Question

In a figure circle inscribed in a triangle ABC touches its side AB, BC, and AC at points D, E, and F respectively. If AB=12cm, BC=8cm, and AC=10cm, then find the length of AD, BE, and CF.

Answer 1

Hint: We know that the tangents drawn from an external to a circle are equal in length. We can see that AD and AF are tangents drawn from point A. Similarly, BE and BD are tangents drawn from point B and CF and CE are tangent drawn from point C. We have the length of the sides AB, AC, and BC. We will suppose the length of a tangent as x, y, and z.
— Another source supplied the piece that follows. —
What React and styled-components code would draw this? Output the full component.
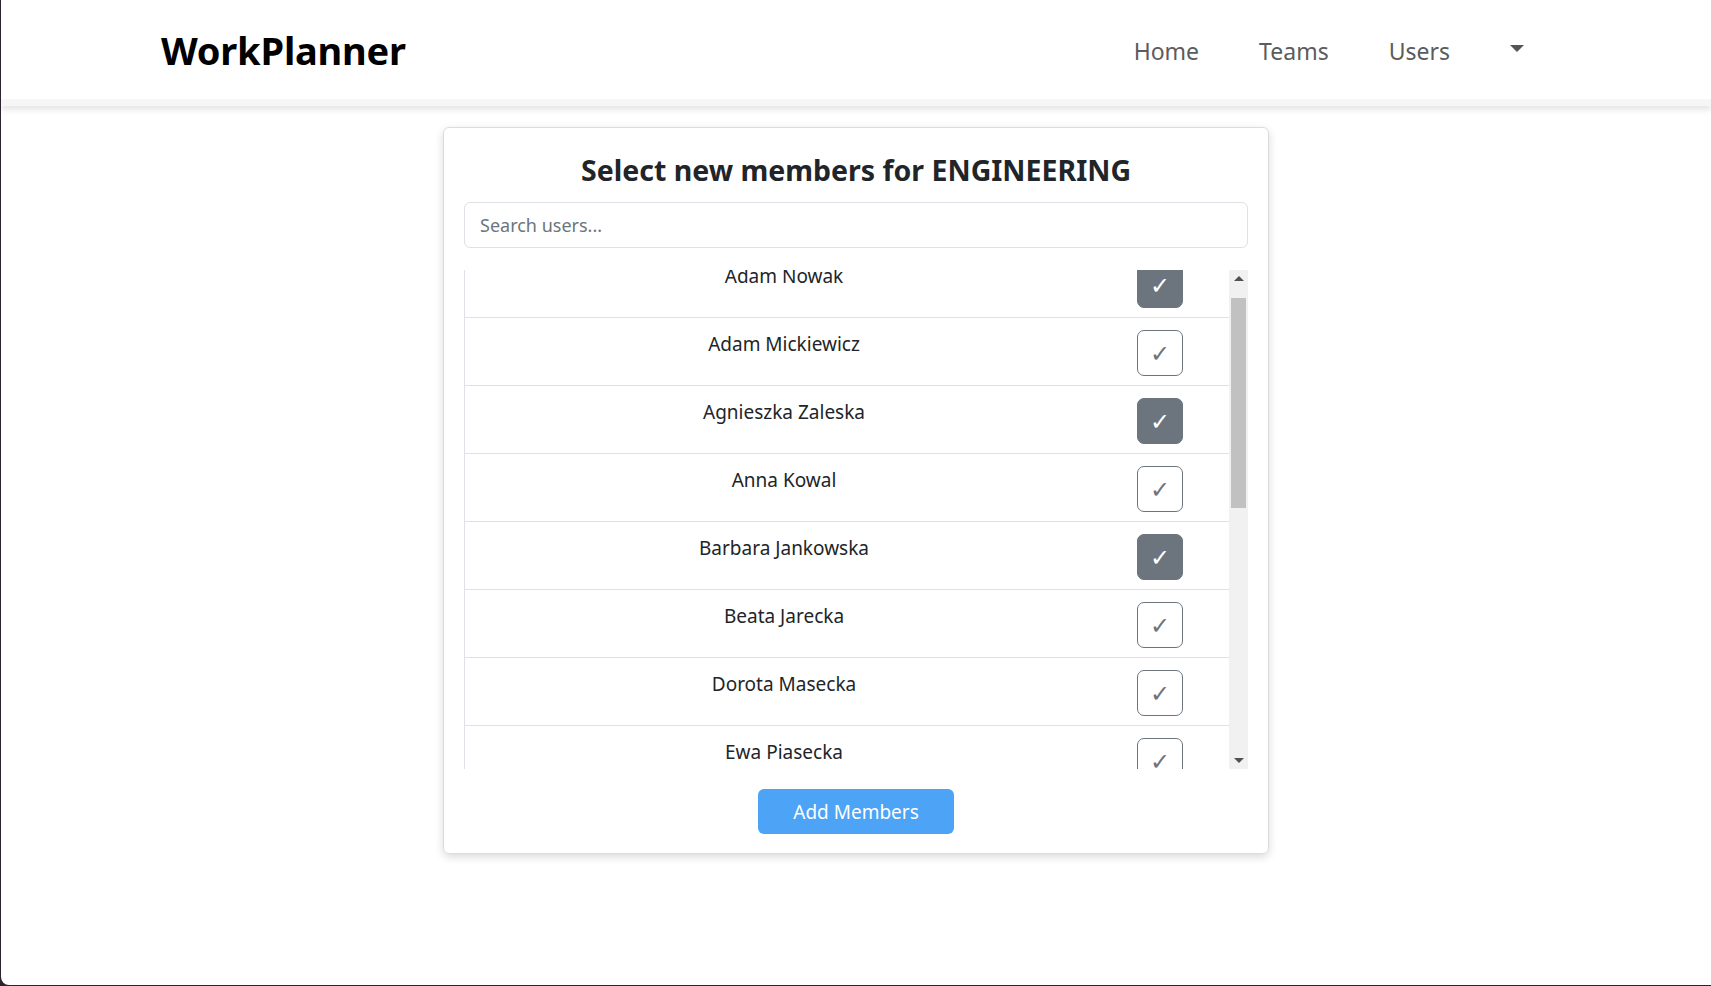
import React, { useLayoutEffect, useRef, useState } from "react";
import styled, { createGlobalStyle } from "styled-components";

const GlobalStyle = createGlobalStyle`
  html, body {
    margin: 0;
    padding: 0;
    background: #2b2430;
  }
  * {
    box-sizing: border-box;
  }
`;

const Page = styled.div`
  margin-left: 1px;
  height: 985px;
  background: #ffffff;
  border-bottom-left-radius: 8px;
  font-family: "Noto Sans", "Open Sans", sans-serif;
  color: #212529;
  overflow: hidden;
`;

const Navbar = styled.nav`
  height: 106px;
  padding: 1px 187px 0 160px;
  display: flex;
  align-items: center;
  justify-content: space-between;
  background: #ffffff;
  border-bottom: 7px solid #f6f6f7;
  box-shadow: 0 4px 6px rgba(0, 0, 0, 0.1);
`;

const Brand = styled.a`
  font-size: 38px;
  font-weight: 700;
  color: #000000;
  text-decoration: none;
  letter-spacing: -0.2px;
`;

const NavLinks = styled.div`
  display: flex;
  align-items: center;
  gap: 60px;
  padding-top: 2px;
`;

const NavLink = styled.a`
  font-size: 23px;
  color: #5c5c5c;
  text-decoration: none;
`;

const Caret = styled.span`
  width: 0;
  height: 0;
  border-left: 7px solid transparent;
  border-right: 7px solid transparent;
  border-top: 7px solid #555555;
  margin-bottom: 6px;
`;

const Main = styled.main`
  display: flex;
  justify-content: center;
  padding-top: 21px;
`;

const Card = styled.section`
  width: 826px;
  padding: 23px 20px 19px;
  border: 1px solid #dcdcdc;
  border-radius: 6px;
  box-shadow: 0 3px 8px rgba(0, 0, 0, 0.15);
  display: flex;
  flex-direction: column;
  align-items: stretch;
`;

const Title = styled.h2`
  margin: 0 0 13px;
  font-size: 28.5px;
  line-height: 38px;
  font-weight: 700;
  text-align: center;
  color: #212529;
`;

const Search = styled.input`
  height: 46px;
  padding: 0 15px;
  border: 1px solid #dee2e6;
  border-radius: 6px;
  font-family: inherit;
  font-size: 18px;
  color: #212529;
  outline: none;
  &::placeholder {
    color: #6c757d;
  }
`;

const ListBox = styled.div`
  margin-top: 22px;
  height: 499px;
  display: flex;
`;

const List = styled.div`
  flex: 1;
  overflow: hidden;
`;

const Row = styled.div`
  display: grid;
  grid-template-columns: 1fr 46px;
  column-gap: 34px;
  padding: 12px 46px 9px 0;
  border-left: 1px solid #dee2e6;
  border-bottom: 1px solid #dee2e6;
`;

const Name = styled.span`
  margin-top: 1px;
  font-size: 19px;
  line-height: 27px;
  text-align: center;
  color: #212529;
`;

const Check = styled.button`
  width: 46px;
  height: 46px;
  padding: 2px 0 0;
  border: 1px solid #6c757d;
  border-radius: 7px;
  background: ${(p) => (p.$checked ? "#6c757d" : "#ffffff")};
  color: ${(p) => (p.$checked ? "#ffffff" : "#6c757d")};
  font-family: "DejaVu Sans", sans-serif;
  font-size: 24px;
  font-weight: 300;
  line-height: 1;
  cursor: pointer;
`;

const Scrollbar = styled.div`
  width: 19px;
  background: #f1f1f1;
  display: flex;
  flex-direction: column;
  align-items: center;
`;

const Arrow = styled.span`
  height: 17px;
  display: flex;
  align-items: center;
  justify-content: center;
  &::after {
    content: "";
    border-left: 5px solid transparent;
    border-right: 5px solid transparent;
    ${(p) =>
      p.$down
        ? "border-top: 5px solid #505050;"
        : "border-bottom: 5px solid #505050;"}
  }
`;

const Thumb = styled.div`
  width: 15px;
  height: 210px;
  margin-top: 11px;
  background: #c1c1c1;
`;

const Spacer = styled.div`
  flex: 1;
`;

const AddButton = styled.button`
  align-self: center;
  margin-top: 20px;
  width: 196px;
  height: 45px;
  border: none;
  border-radius: 6px;
  background: #4da3f5;
  color: #ffffff;
  font-family: inherit;
  font-size: 19px;
  cursor: pointer;
`;

const users = [
  { name: "Adam Nowak", checked: true },
  { name: "Adam Mickiewicz", checked: false },
  { name: "Agnieszka Zaleska", checked: true },
  { name: "Anna Kowal", checked: false },
  { name: "Barbara Jankowska", checked: true },
  { name: "Beata Jarecka", checked: false },
  { name: "Dorota Masecka", checked: false },
  { name: "Ewa Piasecka", checked: false },
  { name: "Jan Kowalski", checked: false },
  { name: "Katarzyna Nowicka", checked: false },
  { name: "Krzysztof Kamiński", checked: false },
  { name: "Magdalena Dąbrowska", checked: false },
  { name: "Marek Wiśniewski", checked: false },
  { name: "Piotr Zieliński", checked: false },
  { name: "Tomasz Lewandowski", checked: false },
  { name: "Zofia Wójcik", checked: false },
];

function UserList() {
  const listRef = useRef(null);
  const [selected, setSelected] = useState(users.map((u) => u.checked));

  // lista jest lekko przewinięta, jak na zrzucie
  useLayoutEffect(() => {
    if (listRef.current) listRef.current.scrollTop = 20;
  }, []);

  const toggle = (i) => {
    setSelected(selected.map((v, j) => (j === i ? !v : v)));
  };

  return (
    <ListBox>
      <List ref={listRef}>
        {users.map((u, i) => (
          <Row key={u.name}>
            <Name>{u.name}</Name>
            <Check $checked={selected[i]} onClick={() => toggle(i)}>
              ✓
            </Check>
          </Row>
        ))}
      </List>
      <Scrollbar>
        <Arrow />
        <Thumb />
        <Spacer />
        <Arrow $down />
      </Scrollbar>
    </ListBox>
  );
}

export default function App() {
  return (
    <>
      <GlobalStyle />
      <Page>
        <Navbar>
          <Brand href="#">WorkPlanner</Brand>
          <NavLinks>
            <NavLink href="#">Home</NavLink>
            <NavLink href="#">Teams</NavLink>
            <NavLink href="#">Users</NavLink>
            <Caret />
          </NavLinks>
        </Navbar>
        <Main>
          <Card>
            <Title>Select new members for ENGINEERING</Title>
            <Search placeholder="Search users..." />
            <UserList />
            <AddButton>Add Members</AddButton>
          </Card>
        </Main>
      </Page>
    </>
  );
}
We can see from the figure that, AB=AD+DB, BC=BE+EC, and AC=AF+FC. So, we can find the value of AD, BE, and CF.

Complete step-by-step solution:

We have figure as given above,
We know that the tangents drawn from an external to a circle are equal in length. So from the figure we can see that,
$\begin{align}
  & \Rightarrow AF=AD \\
 & \Rightarrow CF=CE \\
 & \Rightarrow BE=BD \\
\end{align}$
We will assume that,
$\begin{align}
  & \Rightarrow AF=AD=x \\
 & \Rightarrow CF=CE=y \\
 & \Rightarrow BE=BD=z \\
\end{align}$
We can clearly see from the figure that,
$\begin{align}
  & \Rightarrow AB=AD+DB \\
 & \Rightarrow BC=BE+EC \\
 & \Rightarrow AC=AF+FC \\
\end{align}$
We know the values of AB, BC and AC, we can write the above equation as,
$\begin{align}
  & \Rightarrow 12=x+z.......(i) \\
 & \Rightarrow 8=z+y..........(ii) \\
 & \Rightarrow 10=x+y........(iii) \\
\end{align}$
We will add equation (i), (ii) and (iii), we will get,
$\begin{align}
  & \Rightarrow 2(x+y+z)=30 \\
 & \Rightarrow x+y+z=15.......(iv) \\
\end{align}$
We will substitute equation(iii) in equation (iv), we will get,
$\begin{align}
  & \Rightarrow x+y+z=15 \\
 & \Rightarrow 10+z=15 \\
 & \Rightarrow z=5 \\
\end{align}$
We can calculate value of x and y using above result, we will get,
$\begin{align}
  & \Rightarrow x+z=12\Rightarrow x+5=12 \\
 & \Rightarrow x=7 \\
 & \Rightarrow x+y=10\Rightarrow 7+y=10 \\
 & \Rightarrow y=3 \\
\end{align}$
We know that,
$\begin{align}
  & \Rightarrow AF=AD=x \\
 & \Rightarrow CF=CE=y \\
 & \Rightarrow BE=BD=z \\
\end{align}$
So, AD=7cm, BE=5cm and CF=3cm

Note: Before attending this question, students must know the concepts of geometry of the circle. It is important for the student to analyze the figure properly, before jumping to a conclusion, half of the question can be solved using figure.